Questions to ask before accepting a remote role
The interview process is your best opportunity to protect future flexibility. You are not only evaluating salary and title. You are evaluating whether the company can support the way you need to work.
- Is the role fully remote, hybrid, or remote within approved locations only?
- Are office visits, onboarding trips, or annual meetups required?
- What time zone overlap is expected?
- How does the manager measure output for remote employees?
- Can the remote policy change after I join?
- Who decides whether remote work remains available?
- If I am outside the company’s main country, how is employment handled?
- Does the company use an entity, EOR, contractor agreement, or another model in my location?
If the answers are vague or inconsistent, treat that as a warning sign. Strong remote hiring teams can explain their policies clearly because they use them every day.
How EOR signals help uncover hidden remote jobs
Hidden jobs are not always secret jobs. Often, they are roles that are easy to miss because they are posted in narrow channels, shared through referrals, or written in language that does not match the keywords most candidates search for.
When you understand remote hiring infrastructure, you can search more strategically. Instead of only searching remote job, also look for terms such as distributed team, global team, country-specific hiring, remote within Europe, remote within the United States, EOR supported, and international employment model.
Comparing how companies describe their global employment setup can help you separate remote-on-paper roles from employers that have built real systems for distributed work.
Red flags for remote job seekers
- The job post says remote, but the recruiter says the team may return to office soon.

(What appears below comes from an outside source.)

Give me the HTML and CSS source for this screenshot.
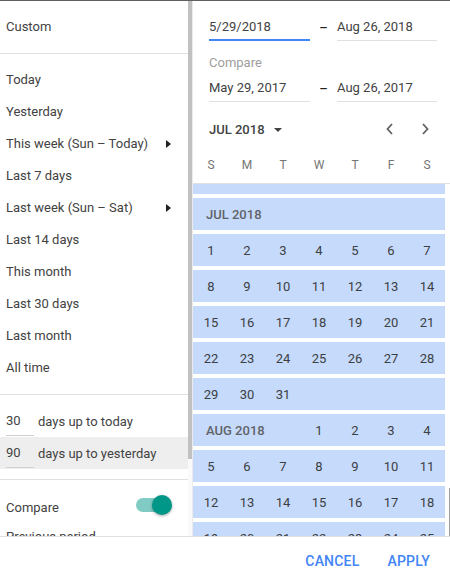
FILE: index.html
```html
<!DOCTYPE html>
<html>
<head>
<meta charset="utf-8">
<link rel="stylesheet" href="styles.css">
</head>
<body>
<div class="app">
  <div class="main">
    <div class="presets">
      <div class="custom">Custom</div>
      <div class="sep"></div>
      <ul class="list">
        <li class="item">Today</li>
        <li class="item">Yesterday</li>
        <li class="item">This week (Sun – Today)<span class="tri"></span></li>
        <li class="item">Last 7 days</li>
        <li class="item">Last week (Sun – Sat)<span class="tri"></span></li>
        <li class="item">Last 14 days</li>
        <li class="item">This month</li>
        <li class="item">Last 30 days</li>
        <li class="item">Last month</li>
        <li class="item">All time</li>
      </ul>
      <div class="sep"></div>
      <div class="rel">
        <div class="rel-row"><span class="num">30</span><span>days up to today</span></div>
        <div class="rel-row active"><span class="num">90</span><span>days up to yesterday</span></div>
      </div>
      <div class="sep"></div>
      <div class="compare-row"><span>Compare</span><span class="switch"><span class="knob"></span></span></div>
      <div class="prev">Previous period</div>
    </div>
    <div class="vscroll"><div class="thumb"></div></div>
    <div class="right">
      <div class="fields">
        <div class="date-row">
          <div class="input active">5/29/2018</div>
          <div class="dash">–</div>
          <div class="input wide">Aug 26, 2018</div>
        </div>
        <div class="cmp-label">Compare</div>
        <div class="date-row second">
          <div class="input">May 29, 2017</div>
          <div class="dash">–</div>
          <div class="input wide">Aug 26, 2017</div>
        </div>
        <div class="month-row">
          <div class="month">JUL 2018 <svg class="caret" width="10" height="6" viewBox="0 0 10 6"><path d="M1 1 L9 1 L5 5 Z" fill="#424242"/></svg></div>
          <div class="navs">
            <svg width="16" height="16" viewBox="0 0 16 16"><path d="M10 3 L5.5 8 L10 13" fill="none" stroke="#616161" stroke-width="1.8"/></svg>
            <svg width="16" height="16" viewBox="0 0 16 16"><path d="M6 3 L10.5 8 L6 13" fill="none" stroke="#616161" stroke-width="1.8"/></svg>
          </div>
        </div>
      </div>
      <div class="weekdays">
        <span>S</span><span>M</span><span>T</span><span>W</span><span>T</span><span>F</span><span>S</span>
      </div>
      <div class="cal">
        <div class="strip"></div>
        <div class="week"><span class="mlabel">JUL 2018</span></div>
        <div class="week"><span>1</span><span>2</span><span>3</span><span>4</span><span>5</span><span>6</span><span>7</span></div>
        <div class="week"><span>8</span><span>9</span><span>10</span><span>11</span><span>12</span><span>13</span><span>14</span></div>
        <div class="week"><span>15</span><span>16</span><span>17</span><span>18</span><span>19</span><span>20</span><span>21</span></div>
        <div class="week"><span>22</span><span>23</span><span>24</span><span>25</span><span>26</span><span>27</span><span>28</span></div>
        <div class="week"><span>29</span><span>30</span><span>31</span></div>
        <div class="week"><span class="mlabel short">AUG 2018</span><span>1</span><span>2</span><span>3</span><span>4</span></div>
        <div class="week"><span>5</span><span>6</span><span>7</span><span>8</span><span>9</span><span>10</span><span>11</span></div>
        <div class="week"><span>12</span><span>13</span><span>14</span><span>15</span><span>16</span><span>17</span><span>18</span></div>
        <div class="week"><span>19</span><span>20</span><span>21</span><span>22</span><span>23</span><span>24</span><span>25</span></div>
      </div>
      <div class="rscroll"></div>
    </div>
  </div>
  <div class="footer">
    <button class="btn">CANCEL</button>
    <button class="btn">APPLY</button>
  </div>
</div>
</body>
</html>
```

FILE: styles.css
```css
* { box-sizing: border-box; }
html, body { margin: 0; padding: 0; }
body {
  width: 450px;
  height: 580px;
  overflow: hidden;
  font-family: Roboto, "Liberation Sans", Arial, sans-serif;
  font-size: 13px;
  color: #424242;
  background: #fff;
}
.app {
  width: 450px;
  height: 580px;
  border-top: 1px solid #5f5f5f;
  display: flex;
  flex-direction: column;
}
.main {
  height: 536px;
  display: flex;
  overflow: hidden;
  border-bottom: 1px solid #e0e0e0;
}
.presets {
  width: 188px;
  flex: none;
  overflow: hidden;
}
.custom {
  height: 52px;
  line-height: 52px;
  padding-left: 6px;
}
.sep {
  height: 1px;
  background: #e0e0e0;
}
.list {
  list-style: none;
  margin: 0;
  padding: 10px 0;
}
.item {
  height: 32px;
  line-height: 32px;
  padding: 0 17px 0 6px;
  display: flex;
  align-items: center;
  justify-content: space-between;
}
.tri {
  width: 0;
  height: 0;
  border-top: 4px solid transparent;
  border-bottom: 4px solid transparent;
  border-left: 5px solid #212121;
}
.rel { padding: 10px 0; }
.rel-row {
  height: 32px;
  display: flex;
  align-items: center;
  padding-left: 6px;
  gap: 4px;
}
.rel-row.active { background: #eeeeee; }
.num {
  width: 28px;
  height: 28px;
  line-height: 20px;
  padding-top: 3px;
  margin-top: 2px;
  border-bottom: 1px solid #d0d0d0;
  flex: none;
}
.compare-row {
  margin-top: 11px;
  height: 32px;
  display: flex;
  align-items: center;
  justify-content: space-between;
  padding: 0 16px 0 6px;
}
.switch {
  position: relative;
  width: 36px;
  height: 20px;
  display: flex;
  align-items: center;
  margin-top: -4px;
}
.switch::before {
  content: "";
  width: 34px;
  height: 14px;
  border-radius: 7px;
  background: #80cbc4;
}
.knob {
  position: absolute;
  right: 0;
  top: 0;
  width: 20px;
  height: 20px;
  border-radius: 50%;
  background: #009688;
  box-shadow: 0 1px 3px rgba(0,0,0,0.35);
}
.prev {
  height: 24px;
  line-height: 24px;
  padding-left: 6px;
  margin-top: 2px;
}
.vscroll {
  width: 5px;
  flex: none;
  background: #fafafa;
  border-right: 1px solid #ebebeb;
}
.thumb {
  width: 4px;
  height: 458px;
  background: #c1c1c1;
}
.right {
  flex: 1;
  display: flex;
  flex-direction: column;
  position: relative;
  overflow: hidden;
}
.fields {
  padding: 16px 13px 0 16px;
}
.date-row {
  display: flex;
  align-items: flex-end;
}
.input {
  width: 101px;
  line-height: 20px;
  padding-bottom: 3px;
  border-bottom: 1px solid #e0e0e0;
  color: #424242;
}
.input.wide { width: 100px; }
.input.active {
  padding-bottom: 2px;
  border-bottom: 2px solid #4285f4;
}
.dash {
  width: 27px;
  line-height: 20px;
  padding-bottom: 3px;
  text-align: center;
  color: #212121;
  font-weight: 500;
}
.cmp-label {
  margin-top: 12px;
  line-height: 20px;
  color: #9e9e9e;
}
.date-row.second { margin-top: 5px; }
.month-row {
  margin-top: 15px;
  height: 24px;
  display: flex;
  align-items: center;
  justify-content: space-between;
}
.month {
  font-weight: 500;
  color: #424242;
  display: flex;
  align-items: center;
  gap: 8px;
}
.caret { margin-top: 1px; }
.navs {
  display: flex;
  gap: 19px;
  margin-right: 4px;
}
.weekdays {
  margin-top: 14px;
  display: grid;
  grid-template-columns: repeat(7, 36px);
  height: 29px;
  padding-bottom: 9px;
  border-bottom: 1px solid #e0e0e0;
  font-size: 12px;
  color: #757575;
  line-height: 20px;
  width: 100%;
}
.weekdays span { text-align: center; }
.cal {
  flex: 1;
  overflow: hidden;
  width: 252px;
}
.strip {
  height: 10px;
  background: #c6dafc;
  margin-bottom: 4px;
}
.week {
  height: 32px;
  margin-bottom: 4px;
  background: #c6dafc;
  display: grid;
  grid-template-columns: repeat(7, 36px);
  align-items: center;
  justify-items: center;
  color: #3c4043;
}
.mlabel {
  grid-column: 1 / span 7;
  justify-self: start;
  padding-left: 13px;
  font-weight: 500;
  color: #5f6368;
}
.mlabel.short { grid-column: 1 / span 3; }
.rscroll {
  position: absolute;
  right: 0;
  top: 487px;
  width: 1px;
  height: 50px;
  background: #9e9e9e;
}
.footer {
  flex: 1;
  display: flex;
  justify-content: flex-end;
  align-items: center;
  padding-right: 12px;
  gap: 12px;
  padding-top: 4px;
}
.btn {
  border: 0;
  background: none;
  font-family: Roboto, "Liberation Sans", Arial, sans-serif;
  font-size: 14px;
  font-weight: 500;
  color: #4285f4;
  padding: 6px 8px;
  letter-spacing: 0.2px;
}
```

- The company cannot explain which locations are eligible.
- The role changes from employee to contractor late in the process without a clear reason.
- Managers focus on online presence more than outcomes.
- Remote benefits, equipment, onboarding, and communication norms are unclear.
- The offer letter does not match what was discussed during interviews.
A remote reversal at one company should not make you give up on remote work. It should make you more selective about the employers you trust.
How to future-proof your remote career
Remote work is easier to keep when your value is visible and portable. If a company changes direction, you want to be ready to move quickly into another distributed role.
- Keep your resume, portfolio, and LinkedIn profile current.
- Document outcomes with metrics, examples, and business results.
- Build a network beyond your current employer.
- Practice clear written communication for async teams.
- Track companies with stable remote or global hiring patterns.
- Save examples of remote collaboration, self-management, and cross-time-zone work.
Freelancers and contractors should do the same. Clients may change their collaboration model, but your ability to work across tools, time zones, and expectations makes you more resilient.

A note on legal, tax, payroll, and employment details
This article is general career guidance for job seekers. Remote work, EOR arrangements, contractor status, payroll, taxes, benefits, and employment contracts can vary by location. If a role crosses state lines, country borders, or tax-sensitive situations, check official local guidance or speak with a qualified tax, legal, payroll, or employment professional.
The bottom line
Twitter’s remote-work reversal is a reminder that job seekers should evaluate the system behind a remote role, not just the remote label. Ask how the company hires, where it can employ people, how it manages distributed teams, and what happens if leadership changes its mind.
The best hidden job seekers do not chase every remote posting. They identify employers with real remote infrastructure, ask sharper questions, and focus on opportunities that fit both their skills and their life.